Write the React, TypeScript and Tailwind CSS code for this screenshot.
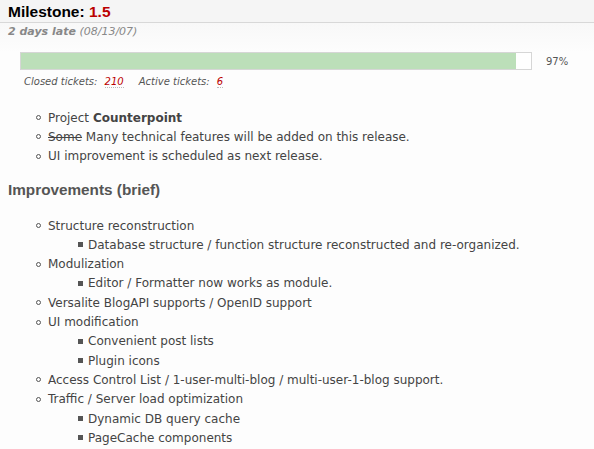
import React from "react";

interface Item {
  text: React.ReactNode;
  children?: string[];
}

const intro: Item[] = [
  {
    text: (
      <>
        Project <b>Counterpoint</b>
      </>
    ),
  },
  {
    text: (
      <>
        <del>Some</del> Many technical features will be added on this release.
      </>
    ),
  },
  { text: "UI improvement is scheduled as next release." },
];

const improvements: Item[] = [
  {
    text: "Structure reconstruction",
    children: [
      "Database structure / function structure reconstructed and re-organized.",
    ],
  },
  { text: "Modulization", children: ["Editor / Formatter now works as module."] },
  { text: "Versalite BlogAPI supports / OpenID support" },
  { text: "UI modification", children: ["Convenient post lists", "Plugin icons"] },
  { text: "Access Control List / 1-user-multi-blog / multi-user-1-blog support." },
  {
    text: "Traffic / Server load optimization",
    children: ["Dynamic DB query cache", "PageCache components"],
  },
];

const Bullet = ({ square = false }: { square?: boolean }) =>
  square ? (
    <span className="w-[5px] h-[5px] bg-[#555] shrink-0 mr-[5px]" />
  ) : (
    <span className="w-[5px] h-[5px] rounded-full border border-[#555] shrink-0 mr-[7px]" />
  );

const List = ({ items }: { items: Item[] }) => (
  <ul className="pl-[36px]">
    {items.map((item, i) => (
      <li key={i}>
        <div className="flex items-center h-[19.3px]">
          <Bullet />
          <span>{item.text}</span>
        </div>
        {item.children && (
          <ul className="pl-[42px]">
            {item.children.map((c, j) => (
              <li key={j} className="flex items-center h-[19.3px]">
                <Bullet square />
                <span>{c}</span>
              </li>
            ))}
          </ul>
        )}
      </li>
    ))}
  </ul>
);

export default function App() {
  return (
    <div className="w-[594px] h-[449px] overflow-hidden bg-[#fdfdfd] text-[#444] font-['DejaVu_Sans',sans-serif] text-[12px]">
      <div className="h-[23px] bg-[#f5f5f5] border-b border-[#d8d8d8] px-2 flex items-center pt-[2px]">
        <h1 className="font-['Liberation_Sans',sans-serif] font-bold text-[15.5px] text-black leading-none">
          Milestone: <span className="text-[#b00]">1.5</span>
        </h1>
      </div>
      <div className="bg-gradient-to-b from-[#f8f8f8] to-[#fdfdfd]">
        <p className="px-2 h-[29px] pt-[1px] leading-[15px] italic text-[#888] text-[11px]">
          <span className="font-bold">2 days late</span> (08/13/07)
        </p>
      </div>
      <div className="flex items-center pl-[20px]">
        <div className="w-[512px] h-[18px] border border-[#d6d6d6] bg-white">
          <div className="h-full w-[97%] bg-[#bcdfb9]" />
        </div>
        <span className="ml-[14px] text-[10px] text-[#555]">97%</span>
      </div>
      <div className="pl-[24px] pt-[2px] italic text-[10px] text-[#555] flex gap-[15px] h-[20px] items-center">
        <span>
          Closed tickets:{" "}
          <span className="ml-[4px] text-[#b00] border-b border-dotted border-[#bbb]">210</span>
        </span>
        <span>
          Active tickets:{" "}
          <span className="ml-[4px] text-[#b00] border-b border-dotted border-[#bbb]">6</span>
        </span>
      </div>
      <div className="pt-[18px]">
        <List items={intro} />
      </div>
      <h2 className="px-2 pt-[14px] pb-[16px] font-['Liberation_Sans',sans-serif] font-bold text-[15.3px] text-[#555] leading-[20px]">
        Improvements (brief)
      </h2>
      <List items={improvements} />
    </div>
  );
}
========================================================================
■ Your instructions ■
Return the listing above word for word, with the pictures removed.

■ Result of the task ■
Write the React, TypeScript and Tailwind CSS code for this screenshot.
import React from "react";

interface Item {
  text: React.ReactNode;
  children?: string[];
}

const intro: Item[] = [
  {
    text: (
      <>
        Project <b>Counterpoint</b>
      </>
    ),
  },
  {
    text: (
      <>
        <del>Some</del> Many technical features will be added on this release.
      </>
    ),
  },
  { text: "UI improvement is scheduled as next release." },
];

const improvements: Item[] = [
  {
    text: "Structure reconstruction",
    children: [
      "Database structure / function structure reconstructed and re-organized.",
    ],
  },
  { text: "Modulization", children: ["Editor / Formatter now works as module."] },
  { text: "Versalite BlogAPI supports / OpenID support" },
  { text: "UI modification", children: ["Convenient post lists", "Plugin icons"] },
  { text: "Access Control List / 1-user-multi-blog / multi-user-1-blog support." },
  {
    text: "Traffic / Server load optimization",
    children: ["Dynamic DB query cache", "PageCache components"],
  },
];

const Bullet = ({ square = false }: { square?: boolean }) =>
  square ? (
    <span className="w-[5px] h-[5px] bg-[#555] shrink-0 mr-[5px]" />
  ) : (
    <span className="w-[5px] h-[5px] rounded-full border border-[#555] shrink-0 mr-[7px]" />
  );

const List = ({ items }: { items: Item[] }) => (
  <ul className="pl-[36px]">
    {items.map((item, i) => (
      <li key={i}>
        <div className="flex items-center h-[19.3px]">
          <Bullet />
          <span>{item.text}</span>
        </div>
        {item.children && (
          <ul className="pl-[42px]">
            {item.children.map((c, j) => (
              <li key={j} className="flex items-center h-[19.3px]">
                <Bullet square />
                <span>{c}</span>
              </li>
            ))}
          </ul>
        )}
      </li>
    ))}
  </ul>
);

export default function App() {
  return (
    <div className="w-[594px] h-[449px] overflow-hidden bg-[#fdfdfd] text-[#444] font-['DejaVu_Sans',sans-serif] text-[12px]">
      <div className="h-[23px] bg-[#f5f5f5] border-b border-[#d8d8d8] px-2 flex items-center pt-[2px]">
        <h1 className="font-['Liberation_Sans',sans-serif] font-bold text-[15.5px] text-black leading-none">
          Milestone: <span className="text-[#b00]">1.5</span>
        </h1>
      </div>
      <div className="bg-gradient-to-b from-[#f8f8f8] to-[#fdfdfd]">
        <p className="px-2 h-[29px] pt-[1px] leading-[15px] italic text-[#888] text-[11px]">
          <span className="font-bold">2 days late</span> (08/13/07)
        </p>
      </div>
      <div className="flex items-center pl-[20px]">
        <div className="w-[512px] h-[18px] border border-[#d6d6d6] bg-white">
          <div className="h-full w-[97%] bg-[#bcdfb9]" />
        </div>
        <span className="ml-[14px] text-[10px] text-[#555]">97%</span>
      </div>
      <div className="pl-[24px] pt-[2px] italic text-[10px] text-[#555] flex gap-[15px] h-[20px] items-center">
        <span>
          Closed tickets:{" "}
          <span className="ml-[4px] text-[#b00] border-b border-dotted border-[#bbb]">210</span>
        </span>
        <span>
          Active tickets:{" "}
          <span className="ml-[4px] text-[#b00] border-b border-dotted border-[#bbb]">6</span>
        </span>
      </div>
      <div className="pt-[18px]">
        <List items={intro} />
      </div>
      <h2 className="px-2 pt-[14px] pb-[16px] font-['Liberation_Sans',sans-serif] font-bold text-[15.3px] text-[#555] leading-[20px]">
        Improvements (brief)
      </h2>
      <List items={improvements} />
    </div>
  );
}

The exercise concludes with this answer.